Key Implications for Enterprise Security
- Smart consumer surveillance is now enterprise-adjacent — and too capable to ignore.
- BYOD policies must evolve to account for edge AI devices, not just mobile phones and laptops.
- Unmonitored physical surveillance at home workspaces creates compliance and ethics risks.
- Data residency rules are challenged by on-device video archives with facial identification labels.
Recommended Defenses & Actions
Immediate (0–24h)
- Audit smart device policies for remote and hybrid employees; flag unsupported camera use.
- Conduct inventory scans for unapproved IoT endpoints in VPN or remote authenticated sessions.
Short Term (1–7 days)
- Update acceptable use policies to explicitly restrict auto-surveillance devices during work hours.

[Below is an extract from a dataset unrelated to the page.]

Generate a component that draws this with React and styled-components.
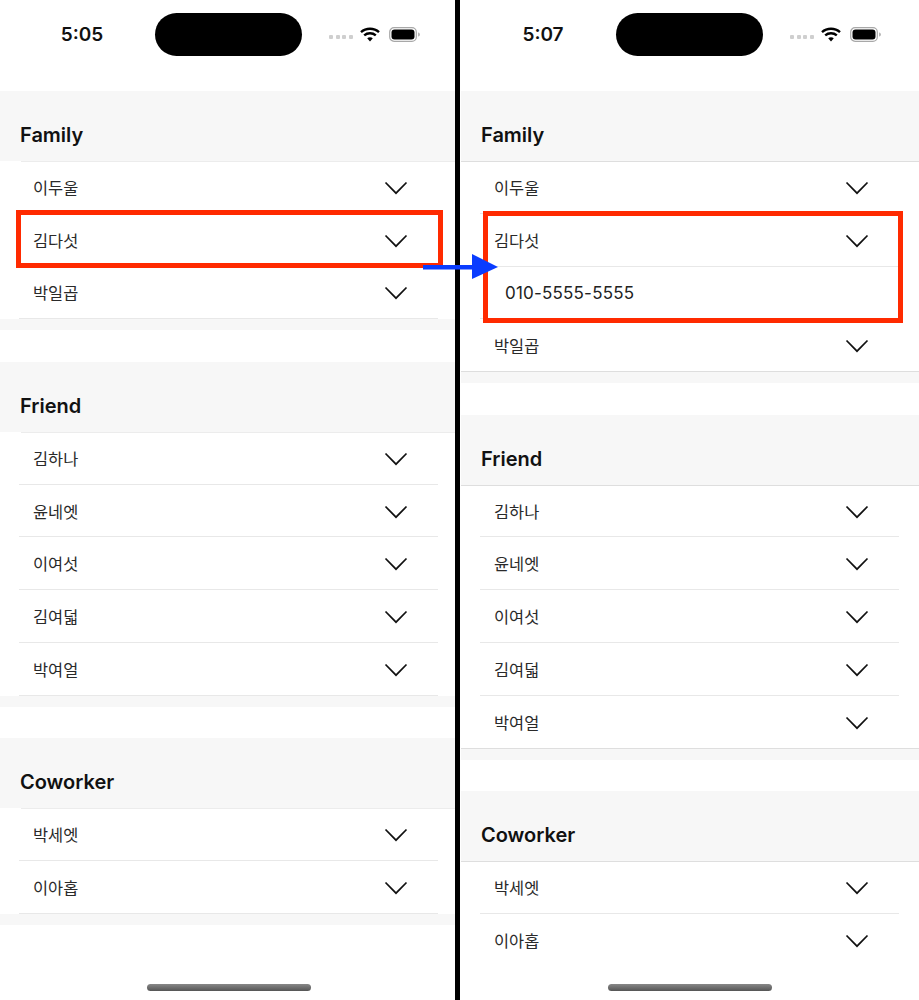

- Launch employee awareness campaigns on risks of smart camera placement near regulated work surfaces.
Strategic (30 days)
- Incorporate edge AI risk reviews into enterprise IoT governance frameworks.
- Partner with legal to assess privacy liability and employee consent models when facial recognition is used.
- Explore EDR/XDR integrations that can detect new telemetry from associated mobile camera apps or firmware pings.
Conclusion
The line between consumer convenience and corporate exposure is eroding. Surveillance-grade AI cameras like the EufyCam S3 Pro now operate in personal environments with the power and insight of enterprise security platforms. This cybersecurity report underscores the obligation of security leaders to understand — and proactively manage — this new hybrid frontier of physical and digital risk.